I was asked to choose a high school praise band to sing the opener for the Rebecca St James fundraiser concert we had at our school recently. What a buzz it was for our community to have such a big name come to town and what a thrill to get to be the band that opened for her. And I learned something about bands, and practicing, and being ready in season and out. The kids we chose did a great job, but all of the kids who tried out suddenly found out that the level of expectation was way higher than they were even thinking about. Prior to this experience it was “ok” to just meet once a week and practice for an hour; it was “ok” to wear whatever each member wanted to wear and not consider how you would look as a whole; it was “ok” to just focus on your part of the music and not be concerned about engaging the audience. Suddenly all of those things were not only important, but they were going to be judged on how well they did them.

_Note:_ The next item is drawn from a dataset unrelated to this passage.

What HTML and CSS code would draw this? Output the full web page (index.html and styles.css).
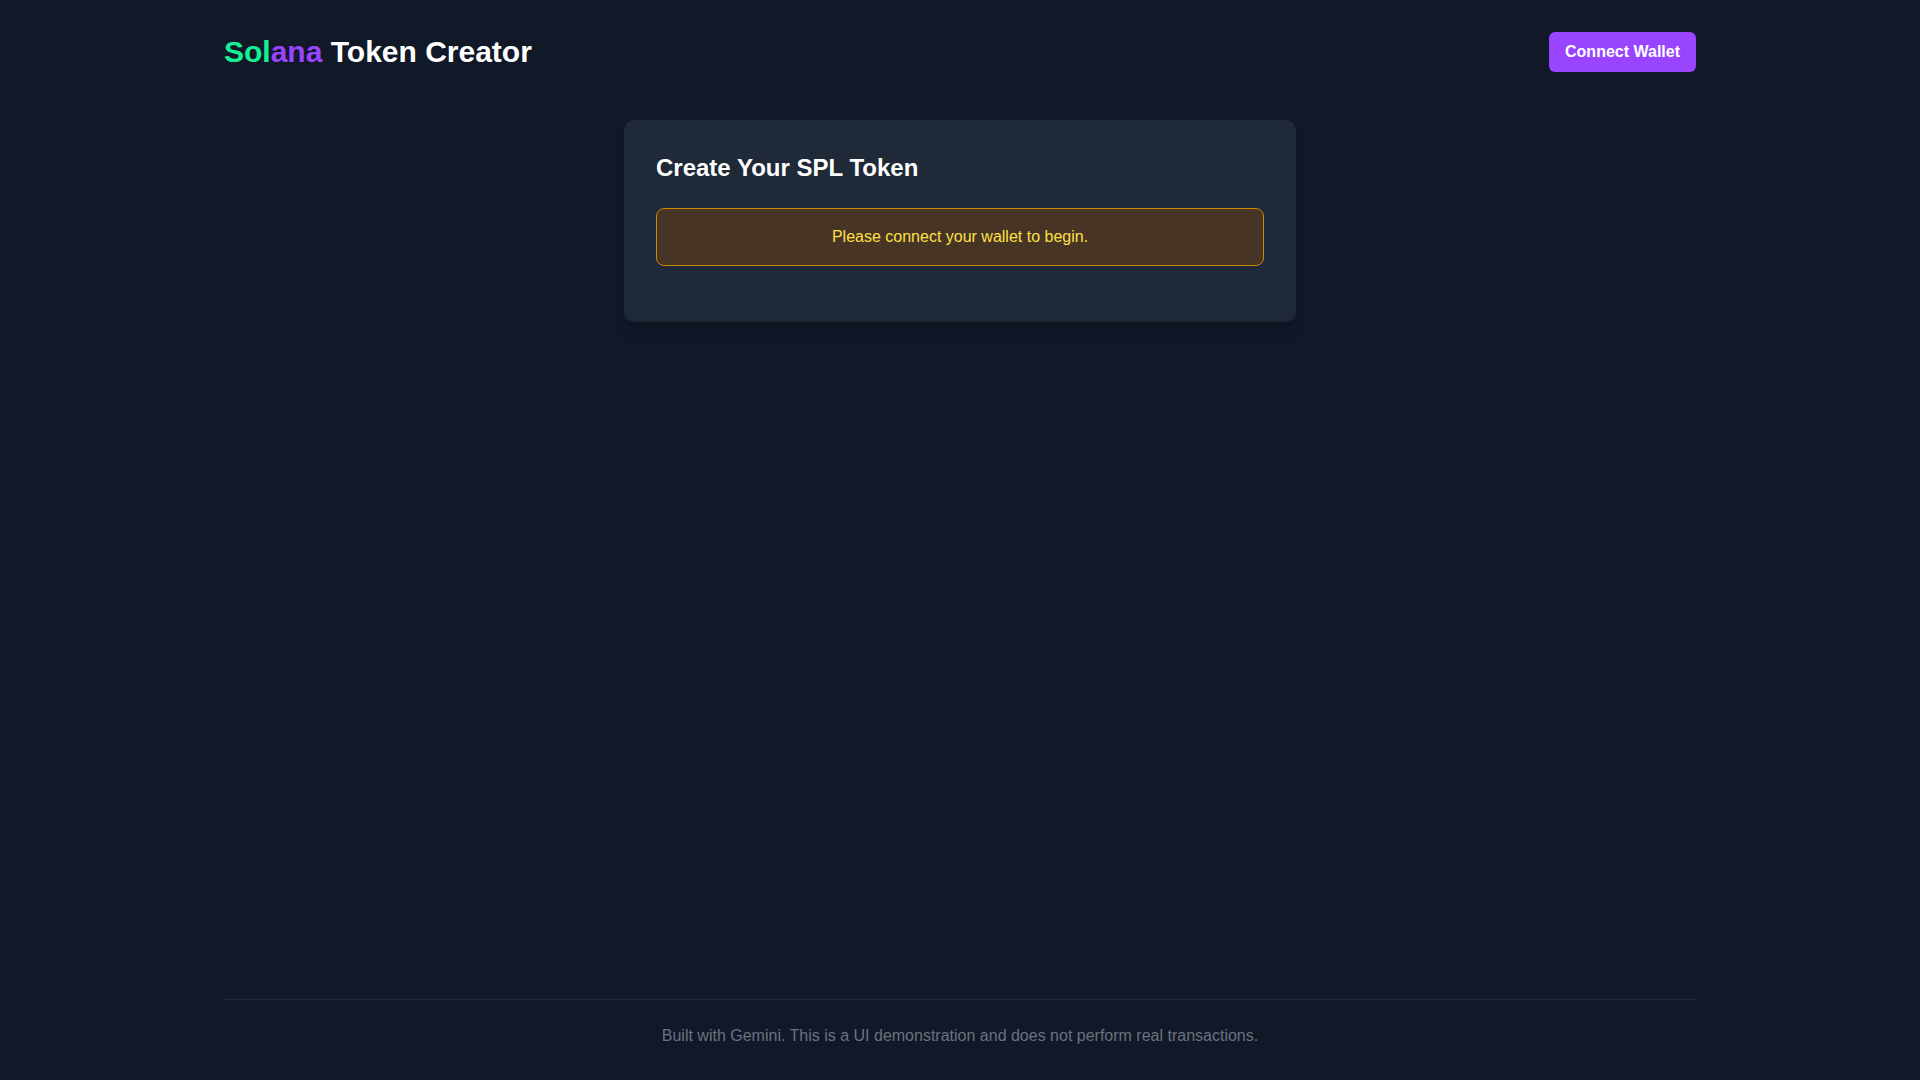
FILE: index.html
```html
<!DOCTYPE html>
<html lang="en">
<head>
    <meta charset="UTF-8">
    <meta name="viewport" content="width=device-width, initial-scale=1.0">
    <title>Solana Token Creator</title>
    <link rel="stylesheet" href="styles.css">
</head>
<body>
    <div class="page">
        <header class="header">
            <h1 class="logo"><span class="sol">Sol</span><span class="ana">ana</span> Token Creator</h1>
            <button type="button" class="connect-btn">Connect Wallet</button>
        </header>

        <main class="main">
            <div class="card">
                <h2>Create Your SPL Token</h2>
                <div class="notice">Please connect your wallet to begin.</div>
            </div>
        </main>

        <footer class="footer">
            <p>Built with Gemini. This is a UI demonstration and does not perform real transactions.</p>
        </footer>
    </div>
</body>
</html>
```

FILE: styles.css
```css
* {
    box-sizing: border-box;
}
body {
    font-family: "Liberation Sans", Arial, sans-serif;
    margin: 0;
    padding: 0;
    background-color: #111827;
    color: #f3f4f6;
}
.page {
    min-height: 100vh;
    max-width: 1536px;
    margin: 0 auto;
    padding: 0 32px;
    display: flex;
    flex-direction: column;
}
.header {
    display: flex;
    align-items: center;
    justify-content: space-between;
    padding: 32px 0;
}
.logo {
    margin: 0;
    font-size: 30px;
    line-height: 36px;
    font-weight: bold;
    color: #ffffff;
}
.logo .sol {
    color: #14f195;
}
.logo .ana {
    color: #9945ff;
}
.connect-btn {
    font-family: inherit;
    font-size: 16px;
    font-weight: bold;
    line-height: 24px;
    padding: 8px 16px;
    background-color: #9945ff;
    color: white;
    border: none;
    border-radius: 6px;
    cursor: pointer;
}
.main {
    flex: 1;
    padding-top: 16px;
}
.card {
    max-width: 672px;
    margin: 0 auto;
    background-color: #1f2937;
    border-radius: 10px;
    padding: 32px 32px 56px;
    box-shadow: 0 10px 15px -3px rgba(0, 0, 0, 0.1), 0 4px 6px -4px rgba(0, 0, 0, 0.1);
}
.card h2 {
    margin: 0 0 24px;
    font-size: 24px;
    line-height: 32px;
    font-weight: bold;
    color: #ffffff;
}
.notice {
    padding: 16px;
    text-align: center;
    font-size: 16px;
    line-height: 24px;
    color: #fde047;
    background-color: #483424;
    border: 1px solid #ca8a04;
    border-radius: 8px;
}
.footer {
    border-top: 1px solid #1f2937;
    padding: 24px 0 32px;
    text-align: center;
}
.footer p {
    margin: 0;
    font-size: 16px;
    line-height: 24px;
    color: #6b7280;
}
```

Have you ever felt like suddenly the bar was raised … like right before you’re going to jump over it someone comes along and raises the bar? Right now I’m going through a season where I feel quite a bit out of my depth. I’ve reviewed the major decisions that got me to where I am today and here’s my conclusion:
· I allowed myself to be talked out of doing what I wanted to do
· I talked myself out of doing things I thought would be great
· Why? Because no one else … no one that I wanted to be connected to at the time … was doing it
· Because I wanted to be doing things that my friends and family valued … or things I thought they valued
· Because … I was chasing the praise of men
I find that it’s un-nerving, un-settling, and un-productive to dwell on those mistakes, however, I want to know how to proceed … how do I continue when it’s obvious I’m not very successful on my own?
I was reading in Daniel the other day and noticed a pattern … a habit he established early in life …
“Now when Daniel learned that the decree had been published, he went home to his upstairs room where the windows opened toward Jerusalem. Three times a day he got down on his knees and prayed, giving thanks to his God, just as he had done before.” Daniel 6:10
I’ve been in a season where everything that I did was fine and now suddenly I’m in a season where everything I do is being judged by a standard that I’ve not been practicing. Not just in my skills musically but in my walk spiritually.
You see, I’ve had a morning quiet time for years. For years I’ve practiced getting away to focus on a particular spiritual issue. But I’m discovering what it feels like to be in way over my head at my job, and as I speak to women in the jail, and as I minister to friends and neighbors, I’m discovering that spending time with God once a day is simply not sufficient for the amount of conundrums, puzzlements, challenges, riddles that pop up over the course of the day. There’s simply way too much that I don’t know … and can never know. And if I want to exercise wisdom … if I want to make right and just decisions … then I’m going to HAVE to spend more time talking to Him regarding what He wants me to do and how He wants me to get it done. The bar has been raised and I need to get over it in order to be effective in my home, with my family & friends, in my job, and in my community.
God knew that the new nation of Israel was going to need His direction and guidance so He told them … and me … “Hear, O ‘Audrey’: The Lord our God, the Lord is one. Love the Lord your God with all your heart and with all your soul and with all your strength. These commandments that I give you today are to be upon your hearts. Impress them on your children. Talk about them when you sit at home and when you walk along the road, when you lie down and when you get up …” Deuteronomy 6:4-25
The disciples knew that life would never be the same and after Jesus ascends into heaven the disciples “… returned to Jerusalem … they all joined together constantly in prayer …” Acts 1: 12-14
You and I are not going to be any different. With worldwide disasters like Japan’s Tsunami, with national embarrassments like our national debt, with church dysfunctions like church splits and leadership failures, with our families becoming more and more distant and torn … if we want to be effective believers in the coming days, months, years, we are going to have to be seeking God first and often. I pray God will encourage you and help you to “seek ye first the kingdom of God and His righteousness!”